* **WHAT IS ASKED**
All of the material should be reproduced exactly, with pictures left out.

━━━━━━━━━━━━━━━━

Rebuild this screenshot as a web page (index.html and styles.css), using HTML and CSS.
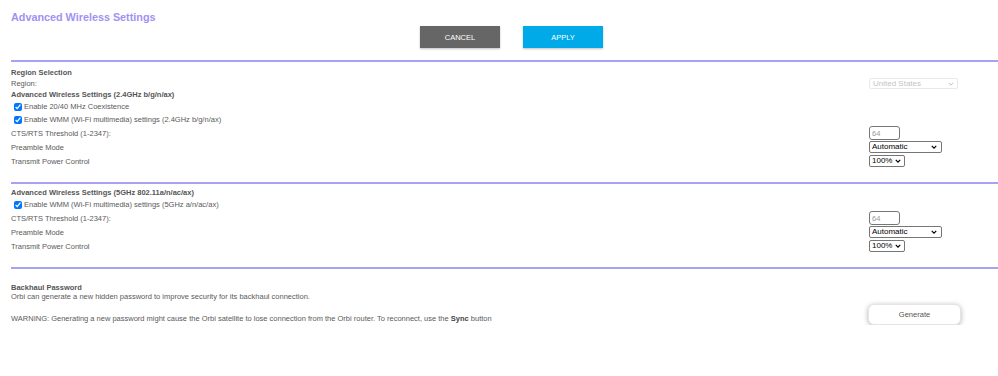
FILE: index.html
```html
<!DOCTYPE html>
<html lang="en">
<head>
  <meta charset="UTF-8" />
  <meta name="viewport" content="width=device-width, initial-scale=1.0" />
  <title>Advanced Wireless Settings</title>
  <link rel="stylesheet" href="styles.css">
</head>
<body>
  <div class="page">
    <h1 class="title">Advanced Wireless Settings</h1>

    <div class="actions">
      <button type="button" class="btn btn-cancel">CANCEL</button>
      <button type="button" class="btn btn-apply">APPLY</button>
    </div>

    <section class="block block-24">
      <div class="row row-head"><span class="head">Region Selection</span></div>
      <div class="row row-head">
        <span>Region:</span>
        <span class="pick pick-region">
          <select class="sel-region" disabled>
            <option>United States</option>
          </select>
          <svg viewBox="0 0 8 5"><path d="M1 1 L4 4 L7 1" /></svg>
        </span>
      </div>
      <div class="row row-head"><span class="head">Advanced Wireless Settings (2.4GHz b/g/n/ax)</span></div>
      <div class="row row-check">
        <label><input type="checkbox" checked /> Enable 20/40 MHz Coexistence</label>
      </div>
      <div class="row row-check">
        <label><input type="checkbox" checked /> Enable WMM (Wi-Fi multimedia) settings (2.4GHz b/g/n/ax)</label>
      </div>
      <div class="row row-field">
        <span>CTS/RTS Threshold (1-2347):</span>
        <input type="text" class="txt-rts" value="64" />
      </div>
      <div class="row row-field">
        <span>Preamble Mode</span>
        <span class="pick pick-preamble">
          <select class="sel-preamble">
            <option>Automatic</option>
            <option>Long Preamble</option>
            <option>Short Preamble</option>
          </select>
          <svg viewBox="0 0 8 5"><path d="M1 1 L4 4 L7 1" /></svg>
        </span>
      </div>
      <div class="row row-field">
        <span>Transmit Power Control</span>
        <span class="pick pick-power">
          <select class="sel-power">
            <option>100%</option>
            <option>75%</option>
            <option>50%</option>
            <option>25%</option>
          </select>
          <svg viewBox="0 0 8 5"><path d="M1 1 L4 4 L7 1" /></svg>
        </span>
      </div>
    </section>

    <section class="block block-5">
      <div class="row row-head"><span class="head">Advanced Wireless Settings (5GHz 802.11a/n/ac/ax)</span></div>
      <div class="row row-check">
        <label><input type="checkbox" checked /> Enable WMM (Wi-Fi multimedia) settings (5GHz a/n/ac/ax)</label>
      </div>
      <div class="row row-field">
        <span>CTS/RTS Threshold (1-2347):</span>
        <input type="text" class="txt-rts" value="64" />
      </div>
      <div class="row row-field">
        <span>Preamble Mode</span>
        <span class="pick pick-preamble">
          <select class="sel-preamble">
            <option>Automatic</option>
            <option>Long Preamble</option>
            <option>Short Preamble</option>
          </select>
          <svg viewBox="0 0 8 5"><path d="M1 1 L4 4 L7 1" /></svg>
        </span>
      </div>
      <div class="row row-field">
        <span>Transmit Power Control</span>
        <span class="pick pick-power">
          <select class="sel-power">
            <option>100%</option>
            <option>75%</option>
            <option>50%</option>
            <option>25%</option>
          </select>
          <svg viewBox="0 0 8 5"><path d="M1 1 L4 4 L7 1" /></svg>
        </span>
      </div>
    </section>

    <section class="block block-backhaul">
      <div class="head">Backhaul Password</div>
      <div class="note">Orbi can generate a new hidden password to improve security for its backhaul connection.</div>
      <div class="row row-warn">
        <span>WARNING: Generating a new password might cause the Orbi satellite to lose connection from the Orbi router. To reconnect, use the <b>Sync</b> button</span>
        <button type="button" class="btn-generate">Generate</button>
      </div>
    </section>
  </div>
</body>
</html>
```

FILE: styles.css
```css
body {
  margin: 0;
  padding: 0;
  background: white;
  font-family: "Liberation Sans", Arial, sans-serif;
  font-size: 7.5px;
  color: #5a5a5a;
}
.page {
  padding: 10px 0 0 11px;
}
.title {
  margin: 0;
  font-size: 10.8px;
  line-height: 14px;
  font-weight: bold;
  color: #9f92f2;
}
.actions {
  display: flex;
  gap: 23px;
  padding-left: 409px;
  margin-top: 2px;
}
.btn {
  width: 80px;
  height: 22px;
  border: none;
  color: white;
  font-family: "Liberation Sans", Arial, sans-serif;
  font-size: 7.5px;
  cursor: pointer;
  box-shadow: 0 1px 2px rgba(0, 0, 0, 0.25);
}
.btn-cancel {
  background: #666666;
}
.btn-apply {
  background: #00aae8;
}
.block {
  border-top: 2px solid #a9a1f1;
  margin-top: 12px;
  padding-top: 5px;
}
.block-5 {
  margin-top: 14px;
  padding-top: 3px;
}
.block-backhaul {
  margin-top: 14px;
  padding-top: 14px;
}
.row {
  display: grid;
  grid-template-columns: 858px 1fr;
  align-items: center;
}
.row-head {
  height: 11px;
}
.row-check {
  height: 13px;
}
.row-field {
  height: 14px;
}
.head {
  font-weight: bold;
  color: #555555;
}
label {
  display: flex;
  align-items: center;
  gap: 2px;
}
input[type="checkbox"] {
  width: 8px;
  height: 8px;
  margin: 0 0 0 3px;
  accent-color: #0075ff;
}
.pick {
  position: relative;
  display: block;
}
.pick svg {
  position: absolute;
  top: 50%;
  width: 6px;
  height: 4px;
  margin-top: -2px;
  pointer-events: none;
  fill: none;
  stroke: #000000;
  stroke-width: 1.6;
}
select,
.txt-rts {
  display: block;
  font-family: "Liberation Sans", Arial, sans-serif;
  font-size: 8px;
  box-sizing: border-box;
  padding: 0 0 0 2px;
  margin: 0;
  border: 1px solid #767676;
  border-radius: 2px;
  background: white;
  color: black;
}
select {
  appearance: none;
  -webkit-appearance: none;
  line-height: 10px;
}
.sel-region {
  width: 89px;
  height: 11px;
  border-color: #e0e0e0;
  color: #aaaaaa;
  padding-left: 3px;
}
.pick-region svg {
  left: 79px;
  stroke: #aaaaaa;
  stroke-width: 1;
}
.txt-rts {
  width: 31px;
  height: 14px;
  font-size: 7.5px;
  color: #9a9a9a;
  border-radius: 3px;
}
.sel-preamble {
  width: 73px;
  height: 12px;
}
.pick-preamble svg {
  left: 62px;
}
.sel-power {
  width: 36px;
  height: 12px;
}
.pick-power svg {
  left: 26px;
}
.note {
  line-height: 10px;
}
.row-warn {
  margin-top: 2px;
  height: 21px;
}
.row-warn span {
  padding-top: 7px;
}
.row-warn b {
  color: #444444;
}
.btn-generate {
  width: 93px;
  height: 21px;
  margin-left: -1px;
  background: white;
  border: 1px solid #e4e4e4;
  border-radius: 6px;
  box-shadow: 0 1px 5px rgba(0, 0, 0, 0.3);
  font-family: "Liberation Sans", Arial, sans-serif;
  font-size: 7.5px;
  color: #555555;
  cursor: pointer;
}
```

━━━━━━━━━━━━━━━━

* **ANSWER FOR THE TASK**
Rebuild this screenshot as a web page (index.html and styles.css), using HTML and CSS.
FILE: index.html
```html
<!DOCTYPE html>
<html lang="en">
<head>
  <meta charset="UTF-8" />
  <meta name="viewport" content="width=device-width, initial-scale=1.0" />
  <title>Advanced Wireless Settings</title>
  <link rel="stylesheet" href="styles.css">
</head>
<body>
  <div class="page">
    <h1 class="title">Advanced Wireless Settings</h1>

    <div class="actions">
      <button type="button" class="btn btn-cancel">CANCEL</button>
      <button type="button" class="btn btn-apply">APPLY</button>
    </div>

    <section class="block block-24">
      <div class="row row-head"><span class="head">Region Selection</span></div>
      <div class="row row-head">
        <span>Region:</span>
        <span class="pick pick-region">
          <select class="sel-region" disabled>
            <option>United States</option>
          </select>
          <svg viewBox="0 0 8 5"><path d="M1 1 L4 4 L7 1" /></svg>
        </span>
      </div>
      <div class="row row-head"><span class="head">Advanced Wireless Settings (2.4GHz b/g/n/ax)</span></div>
      <div class="row row-check">
        <label><input type="checkbox" checked /> Enable 20/40 MHz Coexistence</label>
      </div>
      <div class="row row-check">
        <label><input type="checkbox" checked /> Enable WMM (Wi-Fi multimedia) settings (2.4GHz b/g/n/ax)</label>
      </div>
      <div class="row row-field">
        <span>CTS/RTS Threshold (1-2347):</span>
        <input type="text" class="txt-rts" value="64" />
      </div>
      <div class="row row-field">
        <span>Preamble Mode</span>
        <span class="pick pick-preamble">
          <select class="sel-preamble">
            <option>Automatic</option>
            <option>Long Preamble</option>
            <option>Short Preamble</option>
          </select>
          <svg viewBox="0 0 8 5"><path d="M1 1 L4 4 L7 1" /></svg>
        </span>
      </div>
      <div class="row row-field">
        <span>Transmit Power Control</span>
        <span class="pick pick-power">
          <select class="sel-power">
            <option>100%</option>
            <option>75%</option>
            <option>50%</option>
            <option>25%</option>
          </select>
          <svg viewBox="0 0 8 5"><path d="M1 1 L4 4 L7 1" /></svg>
        </span>
      </div>
    </section>

    <section class="block block-5">
      <div class="row row-head"><span class="head">Advanced Wireless Settings (5GHz 802.11a/n/ac/ax)</span></div>
      <div class="row row-check">
        <label><input type="checkbox" checked /> Enable WMM (Wi-Fi multimedia) settings (5GHz a/n/ac/ax)</label>
      </div>
      <div class="row row-field">
        <span>CTS/RTS Threshold (1-2347):</span>
        <input type="text" class="txt-rts" value="64" />
      </div>
      <div class="row row-field">
        <span>Preamble Mode</span>
        <span class="pick pick-preamble">
          <select class="sel-preamble">
            <option>Automatic</option>
            <option>Long Preamble</option>
            <option>Short Preamble</option>
          </select>
          <svg viewBox="0 0 8 5"><path d="M1 1 L4 4 L7 1" /></svg>
        </span>
      </div>
      <div class="row row-field">
        <span>Transmit Power Control</span>
        <span class="pick pick-power">
          <select class="sel-power">
            <option>100%</option>
            <option>75%</option>
            <option>50%</option>
            <option>25%</option>
          </select>
          <svg viewBox="0 0 8 5"><path d="M1 1 L4 4 L7 1" /></svg>
        </span>
      </div>
    </section>

    <section class="block block-backhaul">
      <div class="head">Backhaul Password</div>
      <div class="note">Orbi can generate a new hidden password to improve security for its backhaul connection.</div>
      <div class="row row-warn">
        <span>WARNING: Generating a new password might cause the Orbi satellite to lose connection from the Orbi router. To reconnect, use the <b>Sync</b> button</span>
        <button type="button" class="btn-generate">Generate</button>
      </div>
    </section>
  </div>
</body>
</html>
```

FILE: styles.css
```css
body {
  margin: 0;
  padding: 0;
  background: white;
  font-family: "Liberation Sans", Arial, sans-serif;
  font-size: 7.5px;
  color: #5a5a5a;
}
.page {
  padding: 10px 0 0 11px;
}
.title {
  margin: 0;
  font-size: 10.8px;
  line-height: 14px;
  font-weight: bold;
  color: #9f92f2;
}
.actions {
  display: flex;
  gap: 23px;
  padding-left: 409px;
  margin-top: 2px;
}
.btn {
  width: 80px;
  height: 22px;
  border: none;
  color: white;
  font-family: "Liberation Sans", Arial, sans-serif;
  font-size: 7.5px;
  cursor: pointer;
  box-shadow: 0 1px 2px rgba(0, 0, 0, 0.25);
}
.btn-cancel {
  background: #666666;
}
.btn-apply {
  background: #00aae8;
}
.block {
  border-top: 2px solid #a9a1f1;
  margin-top: 12px;
  padding-top: 5px;
}
.block-5 {
  margin-top: 14px;
  padding-top: 3px;
}
.block-backhaul {
  margin-top: 14px;
  padding-top: 14px;
}
.row {
  display: grid;
  grid-template-columns: 858px 1fr;
  align-items: center;
}
.row-head {
  height: 11px;
}
.row-check {
  height: 13px;
}
.row-field {
  height: 14px;
}
.head {
  font-weight: bold;
  color: #555555;
}
label {
  display: flex;
  align-items: center;
  gap: 2px;
}
input[type="checkbox"] {
  width: 8px;
  height: 8px;
  margin: 0 0 0 3px;
  accent-color: #0075ff;
}
.pick {
  position: relative;
  display: block;
}
.pick svg {
  position: absolute;
  top: 50%;
  width: 6px;
  height: 4px;
  margin-top: -2px;
  pointer-events: none;
  fill: none;
  stroke: #000000;
  stroke-width: 1.6;
}
select,
.txt-rts {
  display: block;
  font-family: "Liberation Sans", Arial, sans-serif;
  font-size: 8px;
  box-sizing: border-box;
  padding: 0 0 0 2px;
  margin: 0;
  border: 1px solid #767676;
  border-radius: 2px;
  background: white;
  color: black;
}
select {
  appearance: none;
  -webkit-appearance: none;
  line-height: 10px;
}
.sel-region {
  width: 89px;
  height: 11px;
  border-color: #e0e0e0;
  color: #aaaaaa;
  padding-left: 3px;
}
.pick-region svg {
  left: 79px;
  stroke: #aaaaaa;
  stroke-width: 1;
}
.txt-rts {
  width: 31px;
  height: 14px;
  font-size: 7.5px;
  color: #9a9a9a;
  border-radius: 3px;
}
.sel-preamble {
  width: 73px;
  height: 12px;
}
.pick-preamble svg {
  left: 62px;
}
.sel-power {
  width: 36px;
  height: 12px;
}
.pick-power svg {
  left: 26px;
}
.note {
  line-height: 10px;
}
.row-warn {
  margin-top: 2px;
  height: 21px;
}
.row-warn span {
  padding-top: 7px;
}
.row-warn b {
  color: #444444;
}
.btn-generate {
  width: 93px;
  height: 21px;
  margin-left: -1px;
  background: white;
  border: 1px solid #e4e4e4;
  border-radius: 6px;
  box-shadow: 0 1px 5px rgba(0, 0, 0, 0.3);
  font-family: "Liberation Sans", Arial, sans-serif;
  font-size: 7.5px;
  color: #555555;
  cursor: pointer;
}
```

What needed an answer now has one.